Tier 4: The final tier consists of TLDs such as .horse, .bingo, .lease and .gives. The decrease on the average registration volume over Q3 combined with the decline in price results in an average yearly revenue of $42k ($58k in Q3) and the biggest decline in the median yearly revenue of 34% ($43k in Q4 and $65k in Q3). Tier 4 has the lowest average retail registration price of all the tiers at $31.62 ($35.16 in Q3) and an average daily registration volume of five (down from seven in Q3) for Tier 4. This tier is distinctive as it contains clusters of political and military TLDs such as .democrat, .republican and .army, .navy and .airforce and almost half of all IDNs in General Availability highlighting the struggle IDNs are facing for acceptance.
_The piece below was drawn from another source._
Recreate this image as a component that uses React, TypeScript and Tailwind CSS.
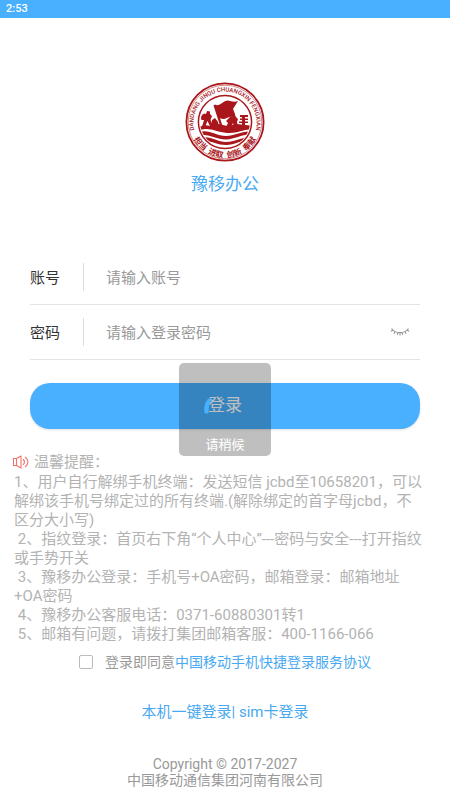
import { useState } from 'react';

const notices = [
  '1、用户自行解绑手机终端：发送短信 jcbd至10658201，可以',
  '解绑该手机号绑定过的所有终端.(解除绑定的首字母jcbd，不',
  '区分大小写)',
  ' 2、指纹登录：首页右下角“个人中心”---密码与安全---打开指纹',
  '或手势开关',
  ' 3、豫移办公登录：手机号+OA密码，邮箱登录：邮箱地址',
  '+OA密码',
  ' 4、豫移办公客服电话：0371-60880301转1',
  ' 5、邮箱有问题，请拨打集团邮箱客服：400-1166-066',
];

function Logo() {
  return (
    <svg viewBox="0 0 80 80" className="h-20 w-20" aria-label="豫移办公">
      <defs>
        <path id="arc-top" d="M10.5 52 A31.5 31.5 0 1 1 69.5 52" />
        <path id="arc-bottom" d="M4.4 40 A35.6 35.6 0 0 0 75.6 40" />
        <clipPath id="seal">
          <circle cx="40" cy="40" r="25" />
        </clipPath>
      </defs>
      <circle cx="40" cy="40" r="38.6" fill="#fff" stroke="#a9161b" strokeWidth="1.8" />
      <circle cx="40" cy="40" r="36.8" stroke="#a9161b" strokeWidth=".5" fill="none" />
      <circle cx="40" cy="40" r="26.6" fill="#fff" stroke="#a9161b" strokeWidth="1.5" />
      <g clipPath="url(#seal)" fill="#a9161b">
        <path d="M12 46 L19 43 L26 44 L34 42 L42 44 L52 42 L69 44 V48 C60 46 53 52 42 51 C30 50 24 44 12 49 Z" />
        <path d="M12 51 C23 46 30 54 41 54 C51 54 57 48 69 50 V53 C58 51 51 57.5 41 57.5 C29 57.5 23 50 12 54.5 Z" />
        <path d="M14 57 C23 52 31 60 41 60 C52 60 57 54 67 56 V58.5 C57 57 51 63 41 63 C30 63 23 56 15 60.5 Z" />
      </g>
      <g fill="#a9161b">
        <path d="M28.5 23.5 L30 22.5 C35 26 39 16 45 19 C48 20 51 20 53 19 L48 27 C50 31 50 33 51 37 C45 30 41 40 35 36 L37.5 44 L35.5 45 Z" />
        <path d="M16.5 38 C15 34 18 31 21 32 L22 29 L25 29.5 L25 32 L27 34 L25.5 38 L28 44 H25 L22.5 39 L20 45 H17 L19 38 Z" />
        <path d="M27 38 L30 36 L33 40 L34 45 H26 Z" />
        <path d="M46 34 A2.2 2.2 0 1 1 50 34 L53 37 L52 40 L53 45 H49 L48 41 L46 45 H41 L43 41 L41 39 L44 36 Z" />
        <path d="M55 33 H63 V35 H60 V36.5 H63 V38 H60 V39.5 H63 V41 H60 V45 H57 V41 H54 V39.5 H57 V38 H55 V36.5 H57 V35 H55 Z" />
      </g>
      <text fill="#a9161b" fontSize="6" fontWeight="500" fontFamily="Roboto, sans-serif">
        <textPath href="#arc-top" startOffset="50%" textAnchor="middle">DANDANG JINQU CHUANGXIN FENGXIAN</textPath>
      </text>
      <text fill="#a9161b" fontSize="8" fontWeight="700" fontFamily="'Noto Sans CJK SC', sans-serif">
        <textPath href="#arc-bottom" startOffset="50%" textAnchor="middle">担当{'\u2002'}进取{'\u2002'}创新{'\u2002'}奉献</textPath>
      </text>
    </svg>
  );
}

function ClosedEyeIcon() {
  return (
    <svg viewBox="0 0 20 10" className="h-[10px] w-5" fill="none" stroke="#999" strokeWidth="1.1">
      <path d="M1.5 1.5 C5.5 7 14.5 7 18.5 1.5" />
      <path d="M3 3.2 L.8 4.2 M5.2 4.6 L3.8 6.8 M8 5.4 L7.3 8 M10 5.6 V8.4 M12 5.4 L12.7 8 M14.8 4.6 L16.2 6.8 M17 3.2 L19.2 4.2" />
    </svg>
  );
}

function SpeakerIcon() {
  return (
    <svg viewBox="0 0 18 14" className="h-[14px] w-[18px]" fill="none" stroke="#f4716c" strokeWidth="1.1">
      <path d="M1.5 3.5 H4.5 L9 1 V13 L4.5 10.5 H1.5 Z M4.5 3.5 V10.5" strokeLinejoin="round" />
      <path d="M11.3 4.5 C12.7 6 12.7 8 11.3 9.5 M13.4 2.3 C16.8 5 16.8 9 13.4 11.7" strokeLinecap="round" />
    </svg>
  );
}

export default function App() {
  const [account, setAccount] = useState('');
  const [password, setPassword] = useState('');
  const [agreed, setAgreed] = useState(false);

  return (
    <div className="min-h-screen bg-white font-[Roboto,'Noto_Sans_CJK_SC',sans-serif] text-[#999]">
      <div className="h-[18px] bg-[#48b0ff] pl-[6px] text-[11px] leading-[18px] font-medium text-white">2:53</div>

      <header className="flex flex-col items-center pt-16">
        <Logo />
        <h1 className="mt-[10px] text-[17px] leading-6 text-[#48a9f0]">豫移办公</h1>
      </header>

      <form className="mt-[54px] px-[30px]" onSubmit={(e) => e.preventDefault()}>
        <div className="flex h-[55px] items-center border-b border-[#e4e4e4]">
          <label htmlFor="account" className="w-[53px] pt-[2px] text-[15px] text-[#333]">账号</label>
          <input
            id="account"
            type="text"
            placeholder="请输入账号"
            value={account}
            onChange={(e) => setAccount(e.target.value)}
            className="h-7 min-w-0 flex-1 border-l border-[#ddd] pt-[2px] pl-[22px] text-[15px] outline-none placeholder:text-[#999]"
          />
        </div>
        <div className="flex h-[55px] items-center border-b border-[#e4e4e4] pr-[10px]">
          <label htmlFor="password" className="w-[53px] pt-[2px] text-[15px] text-[#333]">密码</label>
          <input
            id="password"
            type="password"
            placeholder="请输入登录密码"
            value={password}
            onChange={(e) => setPassword(e.target.value)}
            className="h-7 min-w-0 flex-1 border-l border-[#ddd] pt-[2px] pl-[22px] text-[15px] outline-none placeholder:text-[#999]"
          />
          <button type="button" aria-label="显示密码">
            <ClosedEyeIcon />
          </button>
        </div>

        <div className="relative mt-[23px]">
          <button type="submit" className="h-[46px] w-full rounded-[20px] bg-[#48b0ff] text-[17px] text-white shadow-sm">
            登录
          </button>
          {/* Loading toast */}
          <div className="absolute -top-5 left-1/2 flex h-[93px] w-[92px] -translate-x-1/2 flex-col items-center justify-end rounded-[5px] bg-black/25 pb-px">
            <svg viewBox="0 0 44 44" className="absolute top-6 h-11 w-11" fill="none">
              <path d="M2 26 C1 19 3 13 7 11 L8 13 C6 16 5 20 5 26 Z" fill="#48b0ff" stroke="#48b0ff" strokeWidth="1" />
            </svg>
            <p className="text-[13px] leading-5 text-white">请稍候</p>
          </div>
        </div>
      </form>

      <section className="mt-[22px] pl-3">
        <h2 className="flex items-center gap-1 text-[15px] leading-[22px] text-[#b3b3b3]">
          <SpeakerIcon />
          温馨提醒：
        </h2>
        <div className="pl-[2px] text-[15px] leading-[19px] text-[#b3b3b3]">
          {notices.map((line) => (
            <p key={line} className="whitespace-pre">{line}</p>
          ))}
        </div>
      </section>

      <div className="mt-2 flex items-center justify-center text-sm leading-5">
        <input
          id="agree"
          type="checkbox"
          checked={agreed}
          onChange={(e) => setAgreed(e.target.checked)}
          className="mr-3 h-[14px] w-[14px] appearance-none rounded-[2px] border border-[#bbb] checked:bg-[#48b0ff]"
        />
        <label htmlFor="agree">登录即同意</label>
        <a href="#agreement" className="text-[#48a9f0]">中国移动手机快捷登录服务协议</a>
      </div>

      <nav className="mt-7 flex justify-center text-[15px] leading-6 whitespace-pre text-[#48a9f0]">
        <a href="#one-key">本机一键登录</a>| <a href="#sim">sim卡登录</a>
      </nav>

      <footer className="mt-8 text-center text-sm leading-4">
        <p>Copyright © 2017-2027</p>
        <p>中国移动通信集团河南有限公司</p>
      </footer>
    </div>
  );
}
While most tiers are improving, it’s imperative to keep the bigger picture in focus. Currently, 75% of gTLDs are projected to be operating in 2016 with the average revenue per gTLD at $483k with an average of 16,700 yearly registrations. 2015 reflects growth but also emphasizes the consistent need to increase consumer awareness to improve registration volumes and revenues and in turn, the health of the industry. So while the industry has definitely moved in the right direction in 2015, success in 2016 will require further improvements.